By Duncan Webb, Guest Author

Duncan Webb is the founder and President of Webb Mgmt, a management consulting practice specializing in the development and operation of performing arts facilities. Webb Mgmt has completed over 500 assignments throughout North America and in six other countries, delivering feasibility studies, business plans and strategic planning to governments, arts organizations, developers and educators. Mr. Webb was born, raised and educated in Canada. He began his career as a banker then spent six years as a producer of commercial, industrial, and experimental theatre before starting his consulting career in 1988.
This is part of a larger series on boards. You can find out more here.
I’ve been working in the performing arts sector for 40 years. My work includes facility feasibility studies, business plans and strategic plans. More often than not, the success of my work depends on the effectiveness of boards. It is one of the reasons I have chosen to teach younger people entering the field of arts administration about boards and governance.
Over the years, my teaching has evolved. Early on, in my classes at New York University and City College of New York, I stressed standard topics that young people need to know about boards. A typical curriculum might include board roles and responsibilities, fiduciary versus advisory boards, the role of committees and their purposes, board recruitment, board training and orientation, fundraising and financial management, and so on.

Also, through these years, I built and shared a list of all the different ways that boards become dysfunctional. This included what I liked to call the “Game of Thrones” board [full of intrigue and in-fighting] to the eccentric dominant funder board. Sharing those examples has become an amusing way to introduce governance do’s and don’ts. Sadly, over many years, the list of different types of dysfunctional boards keeps growing.

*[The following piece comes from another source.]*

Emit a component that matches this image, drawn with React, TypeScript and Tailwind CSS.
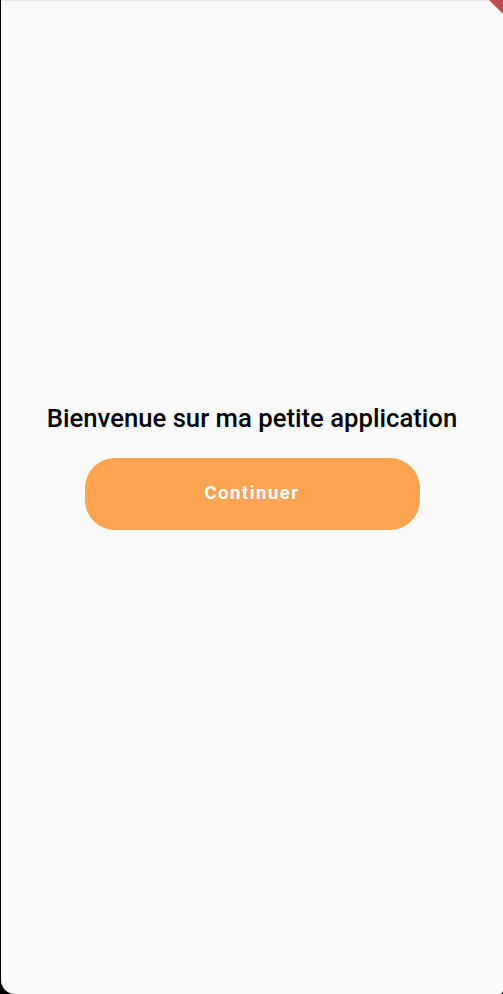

The latest addition to the list is the “all-ideas-no-action” board, in which well-meaning board members believe their role is to come up with as many out-of-the-box ideas as possible that they then throw at staff with instructions to do the research and come back with a plan. This is clearly NOT HELPFUL.
Why does the focus on dysfunctional boards matter? While it is fine for me to teach board basics, I increasingly believe that a dysfunctional board—even one that thinks it is doing the right things from a governance standpoint—can destroy an organization. And that a high-performing board is necessary for nonprofit arts organizations to navigate in these uncertain times, and it needs to avoid some obvious pitfalls.
This has led me to an interesting and somewhat counter-intuitive place. My teaching used to focus almost entirely on the role of board members. I now believe that senior staff in nonprofit arts organizations play an equally important role in governance. An executive director must make the commitment to invest time and effort into building and maintaining relationships with individual board members, guiding them into appropriate and helpful behavior, and then carefully managing the group dynamic.
To the extent I was interested in senior staff in the past, I believed what they needed was merely a solid grounding in board basics—the structure, functions, and activities that go with governance. That kind of rational intelligence is still required, of course. But today, I would add that senior staff must have very high levels of emotional intelligence and interpersonal skills. This will often require additional training. Yes, the board workshops of the past are useful, but even more essential is training in people management. Staff must be able to determine what makes each board member tick, how to motivate board members and get the most out of each one, and how to get that group of individuals pulling in the same direction.
“Isn’t that the board chair’s job?” you might ask. If you are fortunate to have such a board leader, lucky you. But all too often the skill of people management falls between the cracks. Board leaders have neither the skills nor the knowledge while executive directors believe people management of board members is not their appropriate role. Perhaps that is what the textbooks say. But indeed, it is part of their role. Executive directors have the delicate task of stepping in when necessary and guiding the very group whose responsibility it is to evaluate their performance and determine their future with the organization.

There is a second insight about board effectiveness that I have come slowly to realize. While most nonprofit arts boards carry out their responsibilities more or less—approving budgets, monitoring finances, approving program ideas, and raising money—they are at the same time ignoring some very basic practices to make them effective. This includes consistent and formal recruiting practices, adequate training and orientation, the expression and exchange of clear expectations, periodic evaluations and frequent one-to-one communications between board members and senior staff. It is the absence of these practices and protocols that quickly lead to dysfunctional boards, which can then threaten the organization.
Looking at one of these areas—recruiting practices—effective boards are never done searching for, evaluating, and recruiting appropriate candidates and utilizing the executive director in selling prospects on the mission and programs of the organization. All too often, there is a mad scramble to fill vacancies that leads to less-than-stellar candidates being invited to serve.

Training and orientation is often skipped when it is critical to the success of governance. An annual orientation meeting should not only involve those new to the organization but existing members of the board should participate and model what it means to be active and informed.
And while many boards do carry out an annual evaluation of the executive director, they do little to assess their own performance. There are many tools available and proven processes for trustee evaluation. Taking the time and care to carry them out is essential in this era when board effectiveness is not a luxury but a necessity.
Ultimately, the message is that you get what you deserve with boards. They only work if you invest the time and energy to develop individual relationships, group dynamics, structures, and protocols. In 2025, you must do these things to be successful.